Viejas campanas cuyos sonidos a pesar de los años no envejecen, ellas mientras lloran con un tañer muy lento, le van contando al viento la historia de aquél niño que fuiste un día y que hoy lo llevan muerto.
Viejo Camino Viejo, hoy poblado de cipreses acuchillando el cielo. Pobres cipreses castigados desde siempre a no conocer trigales en mayo, ni amapolas, ni rebaños camino de los pastos, ni aquél puente de palo que cruzaba el arroyo y que hasta él llegaba el olor de los mastranzos.
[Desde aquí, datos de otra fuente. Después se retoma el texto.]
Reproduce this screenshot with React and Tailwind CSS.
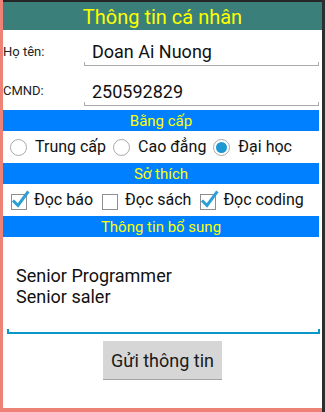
import React from 'react';

const Band = ({ children }) => (
  <div className="h-[21px] mr-[3px] bg-[#0080ff] text-[#ffff00] text-[15px] leading-[22px] text-center">
    {children}
  </div>
);

const Radio = ({ checked, label }) => (
  <div className="flex items-center">
    <span className="w-[17px] h-[17px] rounded-full border-[1.5px] border-[#a9a9a9] flex items-center justify-center">
      {checked && <span className="w-[11px] h-[11px] rounded-full bg-[#1d98d3]" />}
    </span>
    <span className="ml-[8px]">{label}</span>
  </div>
);

const Check = ({ checked, label }) => (
  <div className="flex items-center">
    <svg width="20" height="20" viewBox="0 0 20 20">
      <rect x="1.5" y="4.5" width="15" height="15" fill="none" stroke="#8e8e8e" strokeWidth="1" />
      {checked && (
        <path d="M4 11.5 L8 15.5 L17.5 2.5" fill="none" stroke="#2b9fd6" strokeWidth="3" strokeLinecap="square" />
      )}
    </svg>
    <span className="ml-[4px]">{label}</span>
  </div>
);

const Field = ({ label, value, pt, labelPt }) => (
  <div className="flex mr-[3px]" style={{ paddingTop: pt }}>
    <div className="w-[81px] text-[13px] leading-[16px] text-[#222]" style={{ paddingTop: labelPt }}>
      {label}
    </div>
    <div className="flex-1 flex flex-col">
      <div className="pl-[8px] text-[18px] leading-[20px] text-[#111]">{value}</div>
      <div className="h-[4px] border-x border-b border-[#ababab]" />
    </div>
  </div>
);

export default function App() {
  return (
    <div className="w-[325px] h-[412px] flex bg-white font-['Roboto',sans-serif]">
      <div className="flex-1 flex flex-col border-l-[3px] border-b-[4px] border-[#ee8276]">
        <div className="h-[2px] bg-[#262626]" />
        <div className="h-[28px] pt-[1px] bg-[#3b7f7a] text-[#ffff00] text-[20px] leading-[28px] text-center">
          Thông tin cá nhân
        </div>

        <Field label="Họ tên:" value="Doan Ai Nuong" pt={12} labelPt={2} />
        <Field label="CMND:" value="250592829" pt={16} labelPt={1} />

        <div className="mt-[4px]">
          <Band>Bằng cấp</Band>
          <div className="h-[32px] flex items-center gap-[7px] pl-[7px] text-[16px] text-[#111]">
            <Radio label="Trung cấp" />
            <Radio label="Cao đẳng" />
            <Radio checked label="Đại học" />
          </div>
          <Band>Sở thích</Band>
          <div className="h-[32px] flex items-center gap-[8px] pl-[7px] text-[16px] text-[#111]">
            <Check checked label="Đọc báo" />
            <Check label="Đọc sách" />
            <Check checked label="Đọc coding" />
          </div>
          <Band>Thông tin bổ sung</Band>
        </div>

        <div className="pt-[28px] pl-[13px] text-[18px] leading-[21px] text-[#111]">
          <div>Senior Programmer</div>
          <div>Senior saler</div>
        </div>
        <div className="mt-[22px] ml-[4px] mr-[2px] h-[5px] border-x-2 border-b-2 border-[#0a96c9]" />

        <div className="flex justify-center mt-[7px]">
          <button className="w-[119px] h-[39px] bg-[#d6d6d6] border-b border-[#a3a3a3] text-[18px] text-[#1a1a1a]">
            Gửi thông tin
          </button>
        </div>
      </div>
      <div className="w-[3px] bg-[#2e2e2e]" />
    </div>
  );
}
Vieja feria aquella que aumentaba el padrón. Pobres conejos sacrificados para agasajar a emigrantes retornados por unos días. El pueblo hervía de tanta gente. Alegría desbordante en noches de animadora y ponche de melocotón.
Viejas animadoras que nunca han envejecido en mis recuerdos. La plaza a rebosar, olés unísonos, y !oooh! de asombro, cuando la artista enseñaba a los acordes del pasodoble aquello tan esperado por el mocerío. Tragos de agua para apaciguar los ánimos, “a gorda la barrigá”. Que vuelva la animadora. Éxito asegurado.
Vieja maleta aquella que me hizo el carpintero el día que me fui del pueblo, con remaches de metal y barniz de ataúd nuevo. Aún conservo esa maleta con cicatrices del tiempo, que nunca quise yo abrir porque no había nada dentro, solo suspiros de un joven que ahora ya se ha hecho viejo, por eso cuando yo me muera quiero vivir en mi pueblo.
Viejo pueblo mío acunado por montañas y arropado por olivares, cuántos recuerdos guardarás bajo las viejas veredas hoy tus calles.
Vieja y muy antigua la fe que renovamos a la Abuela de Dios cada 26 de julio. Templo a rebosar. En el aire se mecían plegarias y la palabra de Dios era escuchada por los fieles en completo silencio tratando cada uno de meditarla en su interior. "El rencor mata, el perdón sana" Esto dijo en la homilía el P. Joel. Emocionante el cántico de su himno ayudado por un coro romero. Siglos de fe a Nuestra Patrona Santa Ana y su Virgen Niña. Que así perdure, por los siglos de los siglos.